Le montant maximal de l’amende sera de 300 euros pour un particulier (porté à 1 500 euros en cas de réitération du manquement dans les deux ans), et de 15 000 euros pour une personne morale. Ce montant sera au minimum de 150 euros, sauf décision spécialement motivée de l'Autorité. Le montant de l’amende sera réduit de 20 % en cas de paiement spontané dans le mois suivant la notification de la sanction. L’abonné aura la possibilité de s’exonérer de sa responsabilité en établissant l'existence d'un vol, de l’utilisation frauduleuse de son accès, ou de tout autre événement de force majeure. Une fraction du montant des amendes collectées sera affectée au Centre national de la cinématographie, aux fins de mettre en place des actions de sensibilisation, de prévention et de lutte contre la contrefaçon numérique.

Le respect du principe de finalité permettra de garantir que les données traitées dans le cadre de ce dispositif ne pourront servir à d’autres finalités, telles des poursuites judiciaires.

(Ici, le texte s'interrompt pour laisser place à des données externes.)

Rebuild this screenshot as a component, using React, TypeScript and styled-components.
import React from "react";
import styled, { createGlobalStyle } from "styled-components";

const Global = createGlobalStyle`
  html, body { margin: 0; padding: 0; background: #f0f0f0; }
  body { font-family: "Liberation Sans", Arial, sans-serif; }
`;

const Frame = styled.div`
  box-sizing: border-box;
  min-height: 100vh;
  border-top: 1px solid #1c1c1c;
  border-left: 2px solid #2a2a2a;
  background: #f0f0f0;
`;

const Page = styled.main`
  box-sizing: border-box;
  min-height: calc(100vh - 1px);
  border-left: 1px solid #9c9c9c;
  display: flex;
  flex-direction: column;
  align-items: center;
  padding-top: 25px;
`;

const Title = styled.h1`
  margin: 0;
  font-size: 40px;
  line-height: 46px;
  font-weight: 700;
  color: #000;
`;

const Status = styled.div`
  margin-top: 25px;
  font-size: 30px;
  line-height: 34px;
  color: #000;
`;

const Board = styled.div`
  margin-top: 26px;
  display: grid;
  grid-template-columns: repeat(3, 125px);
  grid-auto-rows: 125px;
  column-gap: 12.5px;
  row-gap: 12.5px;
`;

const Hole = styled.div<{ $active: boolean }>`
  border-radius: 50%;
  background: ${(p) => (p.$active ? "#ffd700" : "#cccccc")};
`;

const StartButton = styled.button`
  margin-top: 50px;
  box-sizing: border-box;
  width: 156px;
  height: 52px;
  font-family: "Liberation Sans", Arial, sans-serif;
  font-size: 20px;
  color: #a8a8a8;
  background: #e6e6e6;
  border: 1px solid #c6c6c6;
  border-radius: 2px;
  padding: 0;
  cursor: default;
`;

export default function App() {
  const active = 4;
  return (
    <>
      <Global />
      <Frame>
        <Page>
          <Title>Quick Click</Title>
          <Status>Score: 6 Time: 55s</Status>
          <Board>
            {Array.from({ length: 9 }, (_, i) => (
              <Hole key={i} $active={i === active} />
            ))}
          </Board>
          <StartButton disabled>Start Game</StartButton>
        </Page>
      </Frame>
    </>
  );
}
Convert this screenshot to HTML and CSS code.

Les décisions de l’Autorité seront susceptibles de recours devant la cour d’appel compétente. Les recours abusifs ou dilatoires sont passibles d’une amende civile, en vertu de l’article 559 du nouveau code de procédure civile.

Enfin, l’Autorité pourra enjoindre, au besoin sous astreinte, aux fournisseurs d’accès à Internet de respecter leurs obligations de transmission des mises en demeure, références et éléments mentionnés ci-dessus.

Les surcoûts éventuels induits par cette charge de service public pour les fournisseurs d’accès donneront lieu, le cas échéant, et sur justification, à une prise en charge par les organismes employant les agents assermentés pour la transmission des mises en demeure, et à une compensation financière par l’Etat pour les demandes d’identification de l’Autorité.

La rédaction des articles 9 et 10 du projet de loi est modifiée par coordination. Le nombre des membres du « collège des médiateurs », devenu « Autorité de médiation et de protection de la propriété littéraire et artistique », est porté de 3 à 7 compte tenu de ses nouvelles fonctions.